Before March Madness tips off, millions scramble around their television sets in anticipation of the unveiling of the field of 68. Revealed and finalized, ink cartridges strenuously work overtime printing out brackets displaying each of the four regions consisting of team seedings.
On paper, predicting one’s favorites to win it all appear to be a no-brainer. Higher seeds advance with the occasional shocker in between, but picking the 6/11, 7/10 and 8/9 matchups have the tendency to hold one’s bracket hostage.
There is a solution to the quandary. Print out as many brackets as you possibly can to cover every angle imaginable. Some consider this practice overkill, while other deems this the most logical method in terms of owning the most accurate bracket.
No matter who you are, everyone loves to witness a major upset in the NCAA Tournament. Fans of the top-seeded schools are no different. Eliminating the competition to ensure a smooth path to the Final Four is a perfectly normal mindset. You’d be hard-pressed to find an overwhelming amount fans desiring the Murderer’s Row style bracket. Somehow, someway, those fans will creep out of the woodwork and onto the main stage professing their hope to knock off as many of elite teams as possible.
People who are fans of the top-seeded teams in the field believe, with every fiber of their being, their team will survive the six games required to take home the championship trophy, and rightfully so. It’s no mystery many of the higher ranked teams will be favored to advance deeper in March, but keep in mind of one thing.
The end of the road is cruel and abrupt, and no team has immunity from being dispatched.
As a fan of any elite university, are you prepared for the end?
No, this is not a reference to the Bible’s version of Armageddon or anything like that. Remember as the tournament progresses, the competition firms up in spite of how things look on paper. Teams don’t find themselves in the regional finals by pure accident. Most have earned the trip and will fight tooth and nail to stave off elimination.
College basketball fanatics easily get lost in watching major upsets live while waiting for their teams to play. Whether it is stated out loud, fans love the upset. They need it and openly invite the opportunity gossip about their team's odds of winning following the loss of an equal threat.

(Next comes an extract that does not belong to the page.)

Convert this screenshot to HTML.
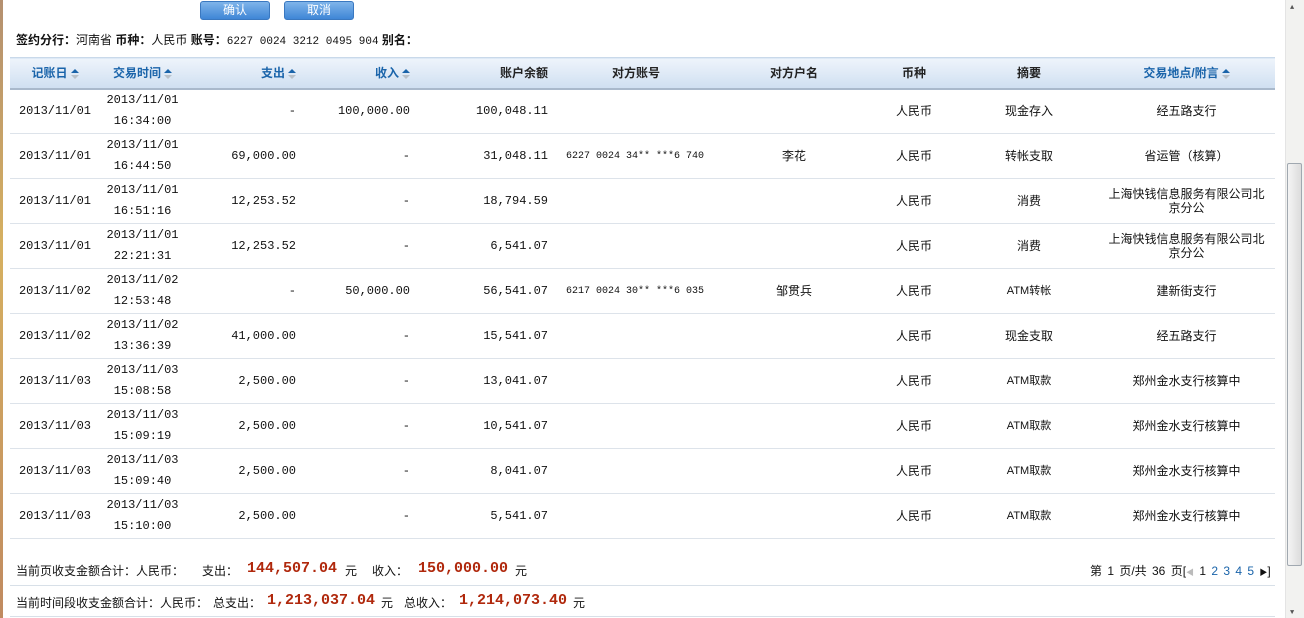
<!DOCTYPE html>
<html><head><meta charset="utf-8">
<style>
*{margin:0;padding:0;box-sizing:border-box}
body{width:1304px;height:618px;overflow:hidden;background:#fff;position:relative;font-family:"Liberation Mono","Noto Sans CJK SC",monospace;font-size:12px;color:#111}
.btn{position:absolute;top:1px;height:19px;width:70px;border-radius:3px;background:linear-gradient(#7fb4ea,#3f86d6);border:1px solid #3a78c0;color:#fff;text-align:center;font-size:12px;line-height:17px;font-family:"Liberation Sans","Noto Sans CJK SC",sans-serif}
.info{position:absolute;left:16px;top:31px;font-size:12px;font-family:"Liberation Sans","Noto Sans CJK SC",sans-serif}
table{position:absolute;left:10px;top:57px;border-collapse:collapse;table-layout:fixed;width:1265px}
th{height:31px;background:linear-gradient(#eef4fb,#cfdff1);border-top:1px solid #c9d9ea;border-bottom:2px solid #a9b9cc;font-family:"Liberation Sans","Noto Sans CJK SC",sans-serif;font-size:12px;font-weight:bold;color:#222}
th.s{color:#1a64aa}
td{height:45px;border-bottom:1px solid #dde3ea;text-align:center;line-height:21px;font-size:12px}
td.r{text-align:right;padding-right:4px}
td.l{text-align:left;padding-left:14px;font-size:10px}
td.c{font-family:"Liberation Sans","Noto Sans CJK SC",sans-serif}
td.a{font-family:"Liberation Sans","Noto Sans CJK SC",sans-serif;font-size:12px;line-height:14px}
.ar{display:inline-block;width:8px;height:10px;vertical-align:middle;position:relative;margin-left:3px}
.ar:before{content:"";position:absolute;left:0;top:0;border:4px solid transparent;border-bottom:4px solid #1a64aa;border-top:0}
.ar:after{content:"";position:absolute;left:0;top:6px;border:4px solid transparent;border-top:4px solid #b8c0c8;border-bottom:0}
.t{position:absolute;font-family:"Liberation Sans","Noto Sans CJK SC",sans-serif;font-size:12px;white-space:nowrap}
.red{position:absolute;color:#b0280c;font-weight:bold;font-family:"Liberation Mono",monospace;font-size:15px;white-space:nowrap}
.line{position:absolute;left:10px;width:1265px;height:1px;background:#d8e0e8}
.sb{position:absolute;left:1285px;top:0;width:19px;height:618px;background:#f2f2f0;border-left:1px solid #e4e4e4}
.thumb{position:absolute;left:1287px;top:163px;width:15px;height:403px;border:1px solid #a0a8b0;border-radius:2px;background:linear-gradient(90deg,#f4f4f4,#dcdcdc)}
</style></head><body>
<div style="position:absolute;left:0;top:0;width:3px;height:618px;background:linear-gradient(#b49070,#d6b060 40%,#c08a60)"></div>
<div class="btn" style="left:200px">确认</div>
<div class="btn" style="left:284px">取消</div>
<div class="info"><b>签约分行：</b>河南省 <b>币种：</b>人民币 <b>账号：</b><span style="font-family:'Liberation Mono',monospace;font-size:11px">6227 0024 3212 0495 904</span> <b>别名：</b></div>
<table>
<colgroup><col style="width:90px"><col style="width:85px"><col style="width:115px"><col style="width:114px"><col style="width:138px"><col style="width:168px"><col style="width:148px"><col style="width:92px"><col style="width:138px"><col style="width:177px"></colgroup>
<tr><th class="s">记账日<span class="ar"></span></th><th class="s">交易时间<span class="ar"></span></th><th class="s" style="text-align:right;padding-right:4px">支出<span class="ar"></span></th><th class="s" style="text-align:right;padding-right:4px">收入<span class="ar"></span></th><th style="text-align:right;padding-right:4px">账户余额</th><th style="text-align:left;padding-left:60px">对方账号</th><th>对方户名</th><th>币种</th><th>摘要</th><th class="s">交易地点/附言<span class="ar"></span></th></tr>
<tr><td>2013/11/01</td><td>2013/11/01<br>16:34:00</td><td class="r">-</td><td class="r">100,000.00</td><td class="r">100,048.11</td><td class="l"></td><td class="c"></td><td class="c">人民币</td><td class="c">现金存入</td><td class="c">经五路支行</td></tr>
<tr><td>2013/11/01</td><td>2013/11/01<br>16:44:50</td><td class="r">69,000.00</td><td class="r">-</td><td class="r">31,048.11</td><td class="l">6227 0024 34** ***6 740</td><td class="c">李花</td><td class="c">人民币</td><td class="c">转帐支取</td><td class="c">省运管（核算）</td></tr>
<tr><td>2013/11/01</td><td>2013/11/01<br>16:51:16</td><td class="r">12,253.52</td><td class="r">-</td><td class="r">18,794.59</td><td class="l"></td><td class="c"></td><td class="c">人民币</td><td class="c">消费</td><td class="a">上海快钱信息服务有限公司北<br>京分公</td></tr>
<tr><td>2013/11/01</td><td>2013/11/01<br>22:21:31</td><td class="r">12,253.52</td><td class="r">-</td><td class="r">6,541.07</td><td class="l"></td><td class="c"></td><td class="c">人民币</td><td class="c">消费</td><td class="a">上海快钱信息服务有限公司北<br>京分公</td></tr>
<tr><td>2013/11/02</td><td>2013/11/02<br>12:53:48</td><td class="r">-</td><td class="r">50,000.00</td><td class="r">56,541.07</td><td class="l">6217 0024 30** ***6 035</td><td class="c">邹贯兵</td><td class="c">人民币</td><td class="c" style="font-size:11px">ATM转帐</td><td class="c">建新街支行</td></tr>
<tr><td>2013/11/02</td><td>2013/11/02<br>13:36:39</td><td class="r">41,000.00</td><td class="r">-</td><td class="r">15,541.07</td><td class="l"></td><td class="c"></td><td class="c">人民币</td><td class="c">现金支取</td><td class="c">经五路支行</td></tr>
<tr><td>2013/11/03</td><td>2013/11/03<br>15:08:58</td><td class="r">2,500.00</td><td class="r">-</td><td class="r">13,041.07</td><td class="l"></td><td class="c"></td><td class="c">人民币</td><td class="c" style="font-size:11px">ATM取款</td><td class="c">郑州金水支行核算中</td></tr>
<tr><td>2013/11/03</td><td>2013/11/03<br>15:09:19</td><td class="r">2,500.00</td><td class="r">-</td><td class="r">10,541.07</td><td class="l"></td><td class="c"></td><td class="c">人民币</td><td class="c" style="font-size:11px">ATM取款</td><td class="c">郑州金水支行核算中</td></tr>
<tr><td>2013/11/03</td><td>2013/11/03<br>15:09:40</td><td class="r">2,500.00</td><td class="r">-</td><td class="r">8,041.07</td><td class="l"></td><td class="c"></td><td class="c">人民币</td><td class="c" style="font-size:11px">ATM取款</td><td class="c">郑州金水支行核算中</td></tr>
<tr><td>2013/11/03</td><td>2013/11/03<br>15:10:00</td><td class="r">2,500.00</td><td class="r">-</td><td class="r">5,541.07</td><td class="l"></td><td class="c"></td><td class="c">人民币</td><td class="c" style="font-size:11px">ATM取款</td><td class="c">郑州金水支行核算中</td></tr>
</table>
<div class="t" style="left:16px;top:562px">当前页收支金额合计：人民币：</div>
<div class="t" style="left:202px;top:562px">支出：</div>
<div class="red" style="left:247px;top:560px">144,507.04</div>
<div class="t" style="left:345px;top:562px">元</div>
<div class="t" style="left:372px;top:562px">收入：</div>
<div class="red" style="left:418px;top:560px">150,000.00</div>
<div class="t" style="left:515px;top:562px">元</div>
<div class="t" style="left:1090px;top:562px;word-spacing:2px">第 1 页/共 36 页[<span style="color:#bbb;font-size:8px">◀</span> 1 <span style="color:#1a64aa">2 3 4 5</span> <span style="font-size:8px">▶</span>]</div>
<div class="line" style="top:585px"></div>
<div class="t" style="left:16px;top:594px">当前时间段收支金额合计：人民币：</div>
<div class="t" style="left:213px;top:594px">总支出：</div>
<div class="red" style="left:267px;top:592px">1,213,037.04</div>
<div class="t" style="left:381px;top:594px">元</div>
<div class="t" style="left:404px;top:594px">总收入：</div>
<div class="red" style="left:459px;top:592px">1,214,073.40</div>
<div class="t" style="left:573px;top:594px">元</div>
<div class="line" style="top:616px"></div>
<div class="sb"></div>
<div style="position:absolute;left:1290px;top:4px;font-size:7px;color:#555">▲</div>
<div class="thumb"></div>
<div style="position:absolute;left:1290px;top:609px;font-size:7px;color:#555">▼</div>
</body></html>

Once again, how are fans of top-seeded teams prepared to be bounced?
In 2011, Jayhawk Nation found themselves shell-shocked as the eleventh-seeded VCU Rams, powered by Shaka Smart, handed Kansas an Elite Eight exit. Going in, Kansas had earned the No. 1 seed in the Southwest Region with many picking them to win the national championship.

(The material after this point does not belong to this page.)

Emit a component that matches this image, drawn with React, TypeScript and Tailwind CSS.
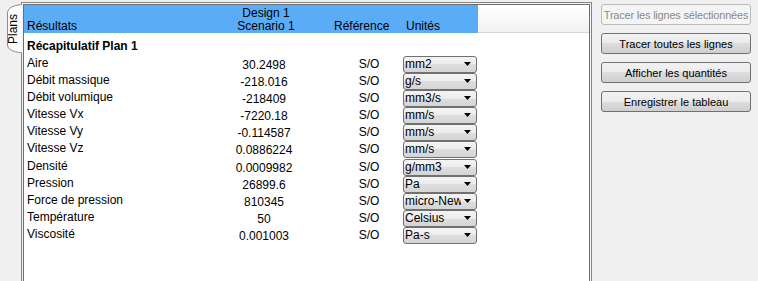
import React from 'react';

type Row = { label: string; value: string; unit: string };

const ROWS: Row[] = [
  { label: 'Aire', value: '30.2498', unit: 'mm2' },
  { label: 'Débit massique', value: '-218.016', unit: 'g/s' },
  { label: 'Débit volumique', value: '-218409', unit: 'mm3/s' },
  { label: 'Vitesse Vx', value: '-7220.18', unit: 'mm/s' },
  { label: 'Vitesse Vy', value: '-0.114587', unit: 'mm/s' },
  { label: 'Vitesse Vz', value: '0.0886224', unit: 'mm/s' },
  { label: 'Densité', value: '0.0009982', unit: 'g/mm3' },
  { label: 'Pression', value: '26899.6', unit: 'Pa' },
  { label: 'Force de pression', value: '810345', unit: 'micro-Newton' },
  { label: 'Température', value: '50', unit: 'Celsius' },
  { label: 'Viscosité', value: '0.001003', unit: 'Pa-s' },
];

const BUTTONS = ['Tracer toutes les lignes', 'Afficher les quantités', 'Enregistrer le tableau'];

const UnitSelect: React.FC<{ unit: string }> = ({ unit }) => (
  <div className="ml-[3px] w-[74px] h-[17px] flex items-center border border-[#707070] rounded-[3px] bg-[linear-gradient(#f4f4f4,#ececec_50%,#dedede_50%,#d4d4d4)]">
    <span className="w-[57px] pl-px overflow-hidden whitespace-nowrap leading-[15px]">{unit}</span>
    {/* dropdown arrow */}
    <svg width="8" height="5" viewBox="0 0 8 5" className="ml-[3px]">
      <polygon points="0,0 7,0 3.5,4" fill="#000" />
    </svg>
  </div>
);

const PlansTab: React.FC = () => (
  <div className="relative w-[21px] h-[60px]">
    <svg width="22" height="60" viewBox="0 0 22 60" className="absolute left-0 top-0">
      <path d="M22 4.5 C 12 5.5, 8 8, 7.5 13 L 7.5 45 C 8 49.5, 12 51.5, 22 53" fill="#fcfcfc" stroke="#8c8c8c" strokeWidth="1" />
    </svg>
    <span className="absolute left-[13px] top-[29px] -translate-x-1/2 -translate-y-1/2 -rotate-90 whitespace-nowrap leading-[12px]">Plans</span>
  </div>
);

export default function App() {
  return (
    <div className="w-[758px] h-[281px] overflow-hidden flex bg-[#f0f0f0] text-[12px] text-black font-['Liberation_Sans',Arial,sans-serif]">
      <PlansTab />

      {/* table frame */}
      <div className="mt-[2px] w-[571px] h-[300px] shrink-0 border border-[#858585] p-px bg-[#f4f4f4]">
        <div className="h-full border border-[#6e6e6e] bg-white">
          {/* header */}
          <div className="flex h-[28px]">
            <div className="flex w-[454px] bg-[#5aacf6] leading-[12px]">
              <div className="w-[186px] pl-[3px] pt-[15px]">Résultats</div>
              <div className="w-[112px] pt-[2px] text-center leading-[13px]">
                <div>Design 1</div>
                <div>Scenario 1</div>
              </div>
              <div className="w-[82px] pl-[12px] pt-[15px]">Référence</div>
              <div className="pl-[2px] pt-[15px]">Unités</div>
            </div>
            <div className="flex-1 border-b border-[#d5d5d5] bg-[linear-gradient(#ffffff,#f1f2f4)]" />
          </div>

          <div className="h-[22.5px] pl-[3px] pt-[6px] font-bold leading-[14px]">Récapitulatif Plan 1</div>

          {ROWS.map((row) => (
            <div key={row.label} className="flex h-[17.2px] leading-[14px]">
              <div className="w-[186px] pl-[3px]">{row.label}</div>
              <div className="w-[108px] pt-[2px] text-center">{row.value}</div>
              <div className="w-[82px] pl-[20px] pt-px text-center">S/O</div>
              <UnitSelect unit={row.unit} />
            </div>
          ))}
        </div>
      </div>

      {/* action buttons */}
      <div className="pl-[9px] pt-[4px] flex flex-col gap-[8px] text-[11px]">
        <button
          disabled
          className="w-[150px] h-[21px] rounded-[3px] border border-[#bcbcbc] bg-[#f4f4f4] text-[#8a8a8a] leading-[14px] whitespace-nowrap tracking-[-0.2px]"
        >
          Tracer les lignes sélectionnées
        </button>
        {BUTTONS.map((label) => (
          <button
            key={label}
            className="w-[150px] h-[21px] rounded-[3px] border border-[#707070] bg-[linear-gradient(#f2f2f2,#ebebeb_50%,#dddddd_50%,#cfcfcf)] leading-[14px] whitespace-nowrap"
          >
            {label}
          </button>
        ))}
      </div>
    </div>
  );
}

One year earlier, ninth- seeded Northern Iowa stunned Bill Self and his Kansas Jayhawks in the second round of the tournament. The 2010 Jayhawks strolled into the tournament with the No. 1 overall seed and saw a similar result.
2006 marked a banner season for an unlikely Final Four. Kansas fans can recall the devastation of losing to Bradley in the first round. However it was the run by eleventh-seeded George Mason who captured the true underdog role and rode it to the Final Four. In defeating the overall No. 1 seeded Connecticut Huskies, the Patriots joined LSU in destroying tournament brackets nationwide.
Kansas fans breathed a sigh of relief knowing their Jayhawks weren’t the only group exiting stage right courtesy of the little guy. In addition, George Mason’s journey fascinated everyone, including college basketball’s lead experts.
Fast forward to 2011. VCU’s deep march left Jayhawk fans on the reverse end of the spectrum and searching for a reason why. Blame for the loss spread in every direction, which, let’s be honest here, didn’t shock a lot of people. For Jayhawk Nation, the loss was upsetting no matter how you slice it.
The aftermath of the loss caused KU fans to walk away from watching anymore of the tournament.
How did you respond?
Did you vomit uncontrollably and refuse to watch the remainder of the tournament?
Were you able to gut out the loss and continue watching?
Did you follow the team who eliminated your team?
Either way, the show must go on. Regular season accolades become null and void and the seedings mean next to nothing, especially after the opening weekend of the tournament. Overlooking the team in front of you spells disaster.
Until next college basketball season, keep in mind how tough it is to win six games in the NCAA Tournament. Treading recklessly without caution on a live minefield doesn’t bode well for those with high aspirations of winning a national title.
The nature of March Madness is all about execution. One bad day and the season is prematurely derailed until practice begins next October.